Opening Reception: September 9th, 2 – 5 PM

 

 

Loop Gallery is pleased to present a new exhibition by Carolyn Dinsmore entitled Rock Water Time.

 

In Carolyn Dinsmore’s new body of work she draws inspiration from the rock and water of Georgian Bay, zooming in on patterns that are evidence of gradual build-up and erosion layered over infinite time and the always changing water pushing against and flowing alongside.

Her paintings are close-ups, small sections of rock – hard, smooth, rough surfaces resulting from years in formation, surfaces carved, scarred, polished, and lichened. The water details are caught in motion, sometimes gentle and soothing, to powerful and aggressive.

Patterns, mutations from the unfathomably distant past, still indiscernibly reacting to the elements of nature, contrast with those of constant motion, unpredictable, shifting from surging violent force through gentle rhythmic rippling to mirror stillness.
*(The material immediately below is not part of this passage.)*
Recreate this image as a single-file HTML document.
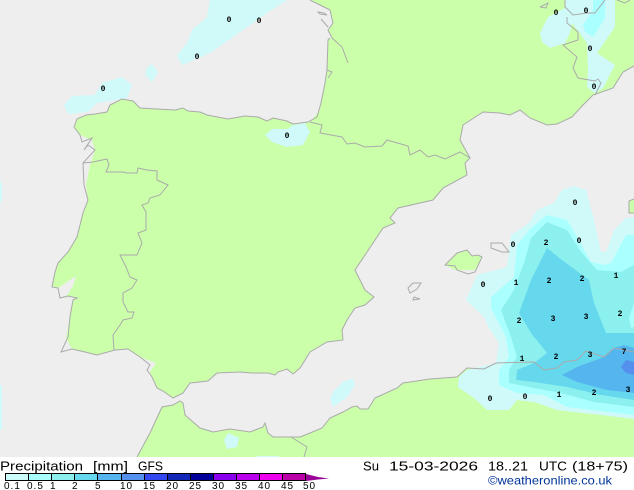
<!DOCTYPE html>
<html>
<head>
<meta charset="utf-8">
<style>
html,body{margin:0;padding:0;background:#fff;width:634px;height:490px;overflow:hidden}
svg{display:block}
.n{font:bold 8px "Liberation Mono",monospace;text-anchor:middle;fill:#000}
.l{font:10px "Liberation Sans",sans-serif;fill:#000;letter-spacing:1px}
.c{fill:none;stroke:#aaaaaa;stroke-width:1}
</style>
</head>
<body>
<svg width="634" height="490" viewBox="0 0 634 490" xmlns="http://www.w3.org/2000/svg">
<rect width="634" height="457" fill="#eeeeee"/>
<!-- land -->
<g fill="#ccffaa">
<path id="iberia" d="M74 127L77 119L86 115L95 114L107 112L110 105L122 99L133 101L140 108L157 109L175 110L183 108L188 111L200 112L207 115L228 119L245 116L258 117L267 121L273 118L287 121L293 124L308 122L322 125L320 133L342 137L347 144L355 143L365 147L382 146L387 140L408 146L410 155L420 150L428 157L435 155L445 159L460 152L465 155L470 158L465 163L467 175L443 188L433 200L398 208L390 218L395 223L383 228L367 252L355 270L365 290L374 297L365 305L355 308L347 320L342 330L343 340L327 342L310 352L300 368L293 374L287 369L278 372L275 375L268 373L252 373L240 372L217 373L208 381L190 383L183 393L173 398L163 391L157 388L152 377L150 372L156 363L140 357L128 349L115 350L97 355L85 352L72 349L66 338L70 317L73 300L77 298L68 296L64 300L73 286L76 276L58 288L52 287L55 272L58 263L68 252L77 237L83 213L88 200L86 185L90 165L95 150L92 140L80 135Z"/>
<path d="M310 0L330 10L333 23L328 30L332 38L328 40L327 70L320 110L310 122L322 125L320 133L342 137L347 144L355 143L365 147L382 146L387 140L408 146L410 155L420 150L428 157L435 155L445 159L460 152L465 155L470 158L460 140L463 125L483 112L500 113L510 115L520 110L530 118L547 125L557 124L572 117L583 105L593 95L613 88L623 72L634 66L634 0Z"/>
<path d="M137 457L150 433L162 407L173 405L180 401L183 403L185 415L200 428L213 432L230 429L250 432L263 427L265 423L268 433L273 437L300 437L310 433L322 428L330 418L343 412L352 407L357 406L360 409L368 409L375 398L397 388L403 383L430 379L457 377L467 368L484 369L496 363L534 362L634 352L634 457Z"/>
<path d="M445 265L457 253L467 250L472 256L478 255L482 257L475 270L455 270Z"/>
<path d="M629 201L634 199L634 213L629 213Z"/>
</g>
<!-- rain: small blobs -->
<g fill="#d0fafa">
<path d="M210 0L207 17L192 30L187 43L177 55L182 65L210 53L233 37L267 13L287 0Z"/>
<path d="M152 64L158 72L152 82L145 75L147 67Z"/>
<path d="M122 77L132 85L127 98L97 103L88 112L68 114L64 105L72 96L95 95L102 83Z"/>
<path d="M265 135L272 129L288 129L293 125L305 123L310 132L303 145L287 147L272 142Z"/>
<path d="M343 382L353 378L355 385L347 397L333 407L330 400L333 392Z"/>
<path d="M228 433L239 438L237 447L227 449L224 440Z"/>
<path d="M255 457L258 456L278 456L280 457Z"/>
<path d="M540 33L548 17L565 8L565 0L615 0L615 27L597 53L615 65L603 88L595 93L587 87L588 70L587 43L572 23L570 33L565 43L550 48L542 42Z"/>
<path d="M458 387L474 398L487 410L509 410L517 400L534 402L557 410L601 415L634 419L634 217L626 218L614 230L606 252L601 252L594 220L586 190L574 186L562 190L554 203L537 210L529 223L511 235L507 267L477 275L466 300L484 317L489 328L499 343L496 363L467 370L459 377Z"/>
<path d="M0 180L2 184L2 200L0 204Z"/>
<path d="M0 385L2 385L2 430L0 430Z"/>
</g>
<path fill="#aaffff" d="M593 0L605 0L605 18L593 37L585 32L583 25L593 10Z"/>
<path fill="#aaffff" d="M634 235L626 235L611 263L604 265L591 262L577 237L567 220L547 215L531 228L517 245L514 277L491 297L491 308L506 337L509 357L499 370L499 385L517 393L544 395L567 407L634 415Z"/>
<path fill="#8cf0ee" d="M547 222L567 230L581 252L597 270L621 272L634 265L634 407L594 402L561 393L534 388L509 383L509 370L517 357L511 337L501 310L514 290L524 263L531 238Z"/>
<path fill="#aaffff" d="M634 303L629 318L631 328L634 327Z"/>
<path fill="#66d8ee" d="M547 248L562 260L589 280L594 303L606 333L634 333L634 400L601 395L567 387L534 382L516 380L517 370L534 363L547 353L531 333L519 313L531 280Z"/>
<path fill="#55b5ee" d="M562 375L577 367L604 357L614 348L624 345L634 348L634 393L607 390L577 382Z"/>
<path fill="#5590ee" d="M621 367L626 360L634 362L634 375L626 373Z"/>
<!-- coast lines -->
<g class="c">
<path d="M74 127L77 119L86 115L95 114L107 112L110 105L122 99L133 101L140 108L157 109L175 110L183 108L188 111L200 112L207 115L228 119L245 116L258 117L267 121L273 118L287 121L293 124L308 122L317 117L321 103L325 83L327 70L328 40L330 38"/>
<path d="M310 0L330 10L333 23L328 30L332 38L342 47L348 63M327 70L332 72L328 78"/>
<path d="M318 12L324 13L327 15L320 14ZM321 19L328 27"/>
<path d="M310 122L322 125L320 133L342 137L347 144L355 143L365 147L382 146L387 140L408 146L410 155L420 150L428 157L435 155L445 159L460 152L465 155L470 158L465 163L467 175L443 188L433 200L398 208L390 218L395 223L383 228L367 252L355 270L365 290L374 297L365 305L355 308L347 320L342 330L343 340L327 342L310 352L300 368L293 374L287 369L278 372L275 375L268 373L252 373L240 372L217 373L208 381L190 383L183 393L173 398L163 391L157 388L152 377L147 370L150 365L140 357L128 349L115 350L97 355L85 352L72 349L61 352L68 337L70 317L73 300L77 298L68 296L60 298L58 288L52 287L55 272L58 263L68 252L77 237L83 213L88 200L84 185L83 163L95 150L88 145L84 150L92 138L82 142L80 135L74 127"/>
<path d="M470 158L460 140L463 125L483 112L500 113L510 115L520 110L530 118L547 125L557 124L572 117L583 105L593 95L613 88L623 72L634 66"/>
<path d="M83 163L93 162L107 159L109 165L106 172L123 172L127 173L137 173L138 168L147 170L157 171L157 180L168 185L160 195L150 198L148 203L142 205L146 212L146 230L138 233L142 243L137 255L120 255L126 267L130 277L137 280L132 288L123 293L123 302L128 312L134 312L132 318L123 320L120 325L113 335L114 350"/>
<path d="M137 457L150 433L162 407L173 405L180 401L183 403L185 415L200 428L213 432L230 429L250 432L263 427L265 423L268 433L273 437L300 437L310 433L322 428L330 418L343 412L352 407L357 406L360 409L368 409L375 398L397 388L403 383L430 379L457 377L467 368L484 369L496 363L534 362L544 370L557 368L564 362L577 360L586 351L592 353L604 357L614 348L634 352"/>
<path d="M291 437L307 447L304 457"/>
<path d="M445 265L457 253L467 250L472 256L478 255L482 257L475 272L468 274L457 270L455 266Z"/>
<path d="M491 243L502 243L509 252L502 252L491 248Z"/>
<path d="M408 288L413 283L421 283L417 289L410 293ZM413 300L414 297L420 299Z"/>
<path d="M565 0L565 7L573 15L587 13L595 13L605 0M567 17L567 23L578 32L578 40L563 45L577 57L573 68L578 78L595 81L598 79L601 83L595 95"/>
<path d="M540 7L548 3L546 8L540 7M617 0L625 3L630 0M629 201L634 199M629 201L629 213L634 213"/>
</g>
<!-- values -->
<g class="n">
<text x="229" y="22">0</text><text x="259" y="23">0</text><text x="197" y="59">0</text><text x="103" y="91">0</text><text x="287" y="138">0</text>
<text x="556" y="15">0</text><text x="586" y="13">0</text><text x="590" y="51">0</text><text x="594" y="89">0</text>
<text x="575" y="205">0</text><text x="579" y="243">0</text><text x="546" y="245">2</text><text x="513" y="247">0</text>
<text x="483" y="287">0</text><text x="516" y="285">1</text><text x="549" y="283">2</text><text x="582" y="281">2</text><text x="616" y="278">1</text>
<text x="620" y="316">2</text><text x="586" y="319">3</text><text x="553" y="321">3</text><text x="519" y="323">2</text>
<text x="522" y="361">1</text><text x="556" y="359">2</text><text x="590" y="357">3</text><text x="624" y="354">7</text>
<text x="628" y="392">3</text><text x="594" y="395">2</text><text x="559" y="397">1</text><text x="525" y="399">0</text><text x="490" y="401">0</text>
</g>
<!-- footer -->
<rect y="457" width="634" height="33" fill="#fff"/>
<g font-family="'Liberation Sans',sans-serif" font-size="13" fill="#000">
<text x="0" y="470.5" textLength="83" lengthAdjust="spacingAndGlyphs">Precipitation</text>
<text x="93" y="470.5" textLength="35" lengthAdjust="spacingAndGlyphs">[mm]</text>
<text x="138" y="470.5" textLength="25" lengthAdjust="spacingAndGlyphs">GFS</text>
<text x="363" y="470.5" textLength="16" lengthAdjust="spacingAndGlyphs">Su</text>
<text x="389" y="470.5" textLength="89" lengthAdjust="spacingAndGlyphs">15-03-2026</text>
<text x="488" y="470.5" textLength="40" lengthAdjust="spacingAndGlyphs">18..21</text>
<text x="539" y="470.5" textLength="28" lengthAdjust="spacingAndGlyphs">UTC</text>
<text x="572" y="470.5" textLength="56" lengthAdjust="spacingAndGlyphs">(18+75)</text>
<text x="488" y="484.5" textLength="124" lengthAdjust="spacingAndGlyphs" fill="#003399" font-size="12">©weatheronline.co.uk</text>
</g>
<!-- legend -->
<g shape-rendering="crispEdges">
<rect x="5" y="473" width="23" height="8" fill="#ccfbfb"/>
<rect x="28" y="473" width="23" height="8" fill="#aaffff"/>
<rect x="51" y="473" width="23" height="8" fill="#8cf0ee"/>
<rect x="74" y="473" width="23" height="8" fill="#66d8ee"/>
<rect x="97" y="473" width="24" height="8" fill="#55b5ee"/>
<rect x="121" y="473" width="23" height="8" fill="#5590ee"/>
<rect x="144" y="473" width="23" height="8" fill="#3348ee"/>
<rect x="167" y="473" width="23" height="8" fill="#1428b8"/>
<rect x="190" y="473" width="23" height="8" fill="#000099"/>
<rect x="213" y="473" width="23" height="8" fill="#8800ee"/>
<rect x="236" y="473" width="23" height="8" fill="#bb00ee"/>
<rect x="259" y="473" width="23" height="8" fill="#ee00ee"/>
<rect x="282" y="473" width="24" height="8" fill="#bb00aa"/>
<path fill="none" stroke="#000" d="M5.5 473.5H305.5V480.5H5.5ZM28.5 473V481M51.5 473V481M74.5 473V481M97.5 473V481M121.5 473V481M144.5 473V481M167.5 473V481M190.5 473V481M213.5 473V481M236.5 473V481M259.5 473V481M282.5 473V481"/>
</g>
<path fill="#990099" d="M306 474L318 477L329 478.5L318 479.5L306 481Z"/>
<g class="l">
<text x="4" y="489">0.1</text><text x="27" y="489">0.5</text><text x="50" y="489">1</text><text x="72" y="489">2</text><text x="95" y="489">5</text>
<text x="120" y="489">10</text><text x="143" y="489">15</text><text x="166" y="489">20</text><text x="189" y="489">25</text><text x="212" y="489">30</text>
<text x="235" y="489">35</text><text x="258" y="489">40</text><text x="281" y="489">45</text><text x="303" y="489">50</text>
</g>
</svg>
</body>
</html>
By isolating and highlighting details from the larger landscape the artist is offering to viewers personal and immediate clues, links to the incomprehensible vastness of the environment and the rhythm of time and change.

Carolyn Dinsmore studied art history at Queen’s and the University of Toronto and taught high school art before opening a shop that specialized in textiles mostly from India and  Africa. She returned to school to study at The Art Centre at Central Tech in Toronto. This is her third show at Loop.